The Physical Symptoms of Anxiety

As anyone who has experienced it can tell you, anxiety brings about both psychological and physical symptoms—both of which can be overwhelming. Anticipating future threats, the body gears up for a fight-or-flight moment: The brain activates the heart, lungs, and muscles so you’ll be ready to engage or flee. With that, the heart beats faster, you begin to sweat, and muscle tense, among other things.

Anxiety disorders are characterized by persistent and intense physical symptoms. Considering these reactions is especially important when diagnosing generalized anxiety disorder (GAD).

In fact, to meet the formal criteria for generalized anxiety disorder (GAD), anxiety must be associated with multiple physical symptoms. In children, the presence of even one of these symptoms is sufficient for a diagnosis to be made.

While there are several types of anxiety disorders, a look at the physical symptoms that may be experienced with GAD can give you a sense of what is possible.

Muscle Tension

The muscle tension associated with normal anxiety might involve a brief tensing of the back and neck that relaxes when a threat passes. The muscle tension described by people with GAD includes unrelenting aches and pains in overly active shoulders, back, neck, and jaw muscles. The tension might also include restless fidgeting of tense legs or grinding of the teeth.

These manifestations of muscle tension don’t subside in the absence of a threat; rather, they persist until specific relaxation or mindfulness skills are employed, or medications that promote relaxation are taken.

Stomachaches and Other Digestive Problems

The gut also holds and expresses anxiety. This can take the form of non-specific unsettling of the stomach, outright nausea, constipation, or diarrhea. Digestive problems can have a particularly negative impact on day-to-day functioning.
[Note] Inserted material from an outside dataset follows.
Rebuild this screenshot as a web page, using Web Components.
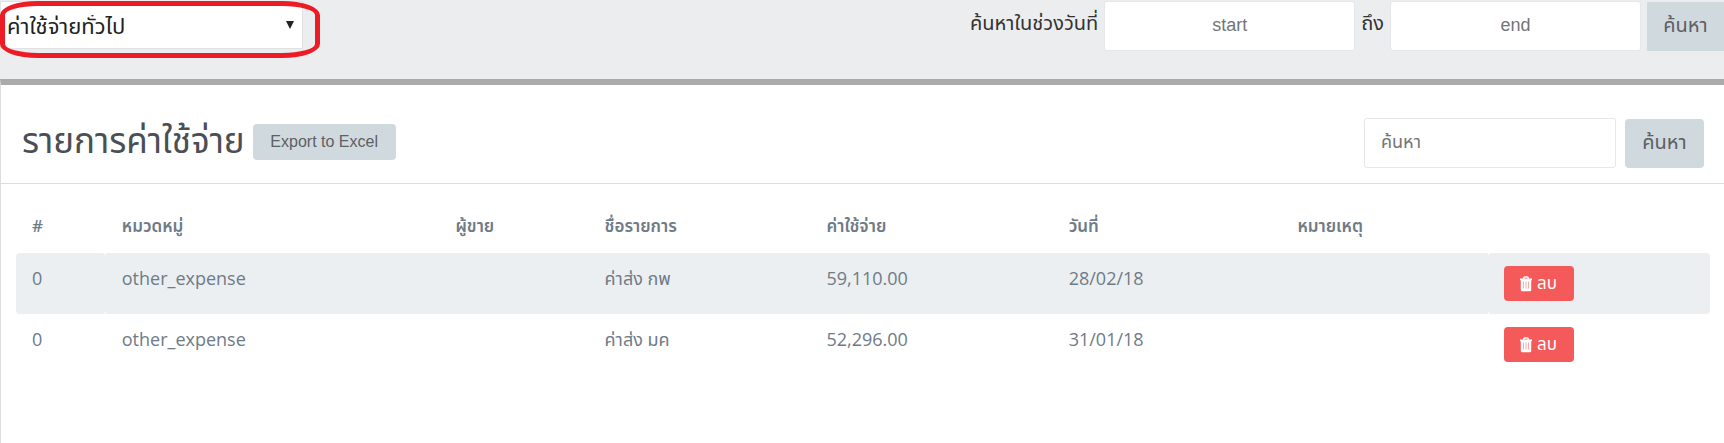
<!DOCTYPE html>
<html lang="th">
<head>
<meta charset="utf-8">
<title>รายการค่าใช้จ่าย</title>
<style>
  html { background: #fff; }
  body { margin: 0; font-family: "Open Sans", "Noto Sans", "Noto Sans Thai", sans-serif; font-size: 18px; line-height: 24px; color: #333; }
</style>
</head>
<body>
<expense-page></expense-page>
<script>
const define = (name, html, setup) => {
  const template = document.createElement('template');
  template.innerHTML = html;
  customElements.define(name, class extends HTMLElement {
    constructor() {
      super();
      this.attachShadow({ mode: 'open' }).append(template.content.cloneNode(true));
    }
    connectedCallback() { if (setup) setup(this, this.shadowRoot); }
  });
};

define('action-button', `
  <style>
    :host { display: inline-block; }
    button { display: block; box-sizing: border-box; width: 100%; height: var(--button-height, 49px); margin: 0; padding: 0 16px var(--button-lift, 2px);
      border: 0; border-radius: var(--button-radius, 4px); background: #d0d9de; color: #5e6062;
      font-family: "Liberation Sans", "Noto Sans Thai", sans-serif; font-size: var(--button-size, 20px); line-height: 24px; white-space: nowrap; }
  </style>
  <button type="button"><slot></slot></button>`);

define('delete-button', `
  <style>
    :host { display: inline-block; vertical-align: top; }
    button { display: flex; align-items: center; gap: 5px; box-sizing: border-box; width: 70px; height: 35px; margin: 0; padding: 0 16px;
      border: 0; border-radius: 4px; background: #f45a5a; color: #fff; font: 17px/20px "Liberation Sans", "Noto Sans Thai", sans-serif; white-space: nowrap; }
    svg { flex: none; }
  </style>
  <button type="button"><svg width="12" height="16" viewBox="0 0 12 16" aria-hidden="true">
    <path d="M3.800 3V1.800Q3.800 1 4.600 1h2.800q.8 0 .8.8V3" fill="none" stroke="#fff" stroke-width="1.4"/>
    <path fill="#fff" d="M0 2.500h12v1.700h-.8V14q0 1.200-1.200 1.200H2Q.8 15.200.8 14V4.200H0z"/>
    <path d="M3.500 5.500v7M6 5.500v7M8.500 5.500v7" stroke="#f45a5a" stroke-opacity=".5"/></svg><slot></slot></button>`);

define('text-field', `
  <style>
    :host { display: block; }
    input { display: block; box-sizing: border-box; width: 100%; height: 50px; margin: 0; padding: 0 16px 2px; border: 1px solid #e4e8ea;
      border-radius: 3px; background: #fff; color: #555; text-align: var(--field-align, left);
      font: 18px/24px "Liberation Sans", "Noto Sans Thai", sans-serif; }
    input::placeholder { color: #757575; opacity: 1; }
  </style>
  <input type="text">`,
  (host, root) => {
    const input = root.querySelector('input');
    input.placeholder = host.getAttribute('placeholder');
    input.setAttribute('aria-label', host.getAttribute('label'));
  });

define('category-select', `
  <style>
    :host { display: block; position: relative; width: 303px; }
    select { display: block; appearance: none; box-sizing: border-box; width: 100%; height: 48px; margin: 0; padding: 3px 32px 0 6px;
      border: 1px solid #e0e2e4; border-radius: 0; background: #fff; color: #222; font: 22px/24px "Liberation Sans", "Noto Sans Thai", sans-serif; }
    svg { position: absolute; right: 9px; top: 20px; pointer-events: none; }
    .ring { position: absolute; left: 0; top: 0; width: 320px; height: 57px; box-sizing: border-box; border: 5px solid #ed1c24;
      border-radius: 38px / 14px; pointer-events: none; }
  </style>
  <select aria-label="ประเภทค่าใช้จ่าย"><option>ค่าใช้จ่ายทั่วไป</option></select>
  <svg width="8" height="8" viewBox="0 0 8 8" aria-hidden="true"><path d="M0 0h8L4 8z" fill="#222"/></svg>
  <div class="ring"></div>`);

define('filter-bar', `
  <style>
    :host { display: flex; justify-content: space-between; align-items: flex-start; box-sizing: border-box; padding: 1px 0 28px; background: #ebedee; }
    .range { display: flex; align-items: center; gap: 6px; }
    .range span { color: #333; font-size: 20px; padding-bottom: 6px; white-space: nowrap; }
    text-field { width: 251px; --field-align: center; }
    action-button { --button-radius: 0; width: 77px; }
  </style>
  <category-select></category-select>
  <div class="range">
    <span>ค้นหาในช่วงวันที่</span><text-field placeholder="start" label="start"></text-field>
    <span>ถึง</span><text-field placeholder="end" label="end"></text-field>
    <action-button>ค้นหา</action-button>
  </div>`);

define('panel-header', `
  <style>
    :host { display: flex; justify-content: space-between; align-items: center; box-sizing: border-box; padding: 33px 20px 15px 21px; border-bottom: 1px solid #dcdddd; }
    div { display: flex; align-items: center; gap: 9px; }
    .heading { padding-bottom: 2px; gap: 8px; }
    h1 { margin: 0; padding-bottom: 4px; font-size: 35px; line-height: 40px; font-weight: 400; color: #4b4f54; white-space: nowrap; }
    .export { --button-height: 36px; --button-size: 16px; --button-lift: 0; width: 143px; }
    text-field { width: 252px; }
    .search { width: 79px; }
  </style>
  <div class="heading"><h1>รายการค่าใช้จ่าย</h1><action-button class="export">Export to Excel</action-button></div>
  <div><text-field placeholder="ค้นหา" label="ค้นหา"></text-field><action-button class="search">ค้นหา</action-button></div>`);

define('expense-table', `
  <style>
    :host { display: block; padding: 21px 14px 64px 15px; }
    table { width: 100%; table-layout: fixed; border-collapse: separate; border-spacing: 0; color: #6f7b87; }
    th, td { box-sizing: border-box; padding: 0 16px; text-align: left; vertical-align: top; white-space: nowrap; }
    th { height: 48px; padding-top: 9px; font-size: 17px; font-weight: 600; }
    td { height: 61px; padding-top: 13px; }
    tbody tr:nth-child(odd) td { background: #ebeff2; }
    td:first-child, td:last-child { border-radius: 4px; }
  </style>
  <table>
    <colgroup><col style="width:5.3%"><col style="width:19.7%"><col style="width:8.8%"><col style="width:13.1%"><col style="width:14.3%"><col style="width:13.5%"><col style="width:12.2%"><col style="width:13.1%"></colgroup>
    <thead><tr><th>#</th><th>หมวดหมู่</th><th>ผู้ขาย</th><th>ชื่อรายการ</th><th>ค่าใช้จ่าย</th><th>วันที่</th><th>หมายเหตุ</th><th></th></tr></thead>
    <tbody>
      <tr><td>0</td><td>other_expense</td><td></td><td>ค่าส่ง กพ</td><td>59,110.00</td><td>28/02/18</td><td></td><td><delete-button>ลบ</delete-button></td></tr>
      <tr><td>0</td><td>other_expense</td><td></td><td>ค่าส่ง มค</td><td>52,296.00</td><td>31/01/18</td><td></td><td><delete-button>ลบ</delete-button></td></tr>
    </tbody>
  </table>`);

define('expense-page', `
  <style>
    :host { display: flex; flex-direction: column; min-height: 100vh; }
    main { flex: 1; border-left: 1px solid #ddd; border-top: 6px solid #aaa; background: #fff; }
  </style>
  <filter-bar></filter-bar>
  <main><panel-header></panel-header><expense-table></expense-table></main>`);
</script>
</body>
</html>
Beyond being uncomfortable and disruptive in their own right, these symptoms may perpetuate worries about the presence of a medical illness.

Headache and Dizziness

The psychological distress associated with GAD involves chronic worry for most of a person’s waking hours.2 Thoughts may race down a spiral of anticipation and fear about one topic or may bounce incessantly from one issue or scenario to the next. This psychological experience can result, literally, in an aching head and dizziness.


The edginess associated with GAD can manifest behaviorally as irritability or physically as trembling and shaking. The fidgeting or restlessness may be more obvious to observers than to the anxious individual in some cases.

Tiredness and Insomnia

Chronic worry, simply put, is exhausting, so it’s typical for people with GAD to be fatigued. But sometimes the worry or other physical symptoms of anxiety make it difficult either to fall or stay asleep. In the short-term, this can take a toll on other aspects of physical and psychological well-being.

For people experiencing even mild sleep disruptions, anxiety treatment is likely to involve changes to the bedtime routine.

Shortness of Breath

Along with increased heart rate, elevated blood pressure, sweating, and/or dizziness, shortness of breath can occur. However, shortness of breath as an anxiety symptom is more likely to occur as part of a panic attack, not in uncomplicated GAD.